The attackers appeared to target the mainland close to Lamu island because it is home to Christian settlements in the Muslim-majority coastal region.
Towns such as Mpeketoni, the scene of the first killings, were settled decades ago by the Kikuyu, the same ethnic community as President Kenyatta.
Foreign intelligence sources say all the evidence points to some Shebab involvement.
“For us it’s clear the Shebab were involved in some capacity, through manpower, planning and logistics, and are working with local sympathisers,” a Western diplomatic source who sought anonymity told AFP.

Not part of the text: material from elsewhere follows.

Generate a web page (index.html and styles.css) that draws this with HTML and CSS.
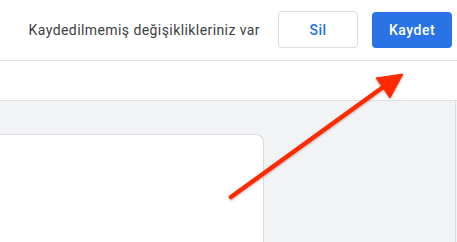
FILE: index.html
```html
<!DOCTYPE html>
<html lang="tr">
<head>
<meta charset="utf-8">
<link rel="stylesheet" href="styles.css">
</head>
<body>
<div class="page">
  <header class="topbar">
    <span class="msg">Kaydedilmemiş değişiklikleriniz var</span>
    <button class="btn btn-outline">Sil</button>
    <button class="btn btn-primary">Kaydet</button>
  </header>
  <div class="strip"></div>
  <main class="canvas">
    <div class="card"></div>
    <div class="side"></div>
  </main>
  <svg class="arrow" width="457" height="242" viewBox="0 0 457 242">
    <defs>
      <filter id="sh" x="-20%" y="-20%" width="140%" height="140%">
        <feDropShadow dx="0" dy="1" stdDeviation="1" flood-color="#000" flood-opacity="0.3"/>
      </filter>
    </defs>
    <g filter="url(#sh)" fill="#ff2a00" stroke="#ff2a00">
      <line x1="231" y1="197" x2="386" y2="85" stroke-width="4.5" stroke-linecap="round"/>
      <polygon points="403,74 376,78 390,98" stroke-width="1" stroke-linejoin="round"/>
    </g>
  </svg>
</div>
</body>
</html>
```
FILE: styles.css
```css
* { box-sizing: border-box; }
html, body { margin: 0; padding: 0; }
body {
  width: 457px;
  height: 242px;
  overflow: hidden;
  background: #fff;
  font-family: Roboto, "Noto Sans", Arial, sans-serif;
}
.page {
  position: relative;
  width: 457px;
  height: 242px;
  display: flex;
  flex-direction: column;
}
.topbar {
  height: 61px;
  flex: none;
  display: flex;
  align-items: center;
  justify-content: flex-end;
  padding: 0 5px 1px 0;
  border-bottom: 1px solid #dfe1e4;
}
.msg {
  font-size: 14px;
  color: #3c4043;
  letter-spacing: 0.42px;
  margin-right: 18px;
}
.btn {
  font-family: Roboto, "Noto Sans", Arial, sans-serif;
  font-size: 14px;
  font-weight: 500;
  width: 80px;
  height: 37px;
  border-radius: 4px;
  padding: 0;
  letter-spacing: 0.5px;
}
.btn-outline {
  background: #fff;
  color: #1a73e8;
  border: 1px solid #dadce0;
  margin-right: 14px;
}
.btn-primary {
  background: #2a73e6;
  color: #fff;
  border: none;
  height: 36px;
}
.strip {
  height: 40px;
  flex: none;
  border-bottom: 1px solid #dfe1e4;
}
.canvas {
  flex: 1;
  background: #f1f3f4;
  display: flex;
  padding-top: 33px;
}
.card {
  width: 264px;
  background: #fff;
  border: 1px solid #dadce0;
  border-left: none;
  border-bottom: none;
  border-top-right-radius: 8px;
}
.side {
  flex: 1;
  margin-top: -33px;
  border-right: 1px solid #dadce0;
  margin-right: 1px;
}
.arrow {
  position: absolute;
  left: 0;
  top: 0;
  pointer-events: none;
}
```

“This is actually more worrying than if it was just a 100 percent Shebab operation. It shows they have expanded their franchise, that the threat has morphed into something new,” he said.
– The usual suspects? –
Among those arrested in the wake of the attacks were alleged separatists from the Mombasa Republican Council (MRC), a group that campaigns for independence of the coastal region.
Lamu’s governor, an opposition politician, was also arrested and is currently under investigation. He has protested that the arrests were carried out with intimidation in mind, not evidence.
Hussein Khalid, executive director of HAKI Africa, a Kenyan Coast-based civil rights group, said the attacks may have in part been linked to age-old land disputes, something he said were a ticking time bomb.
“The land issue in Lamu has been an issue waiting to explode,” he said, explaining that most coastal communities felt that land distribution after Kenya’s independence 50 years ago was done unfairly.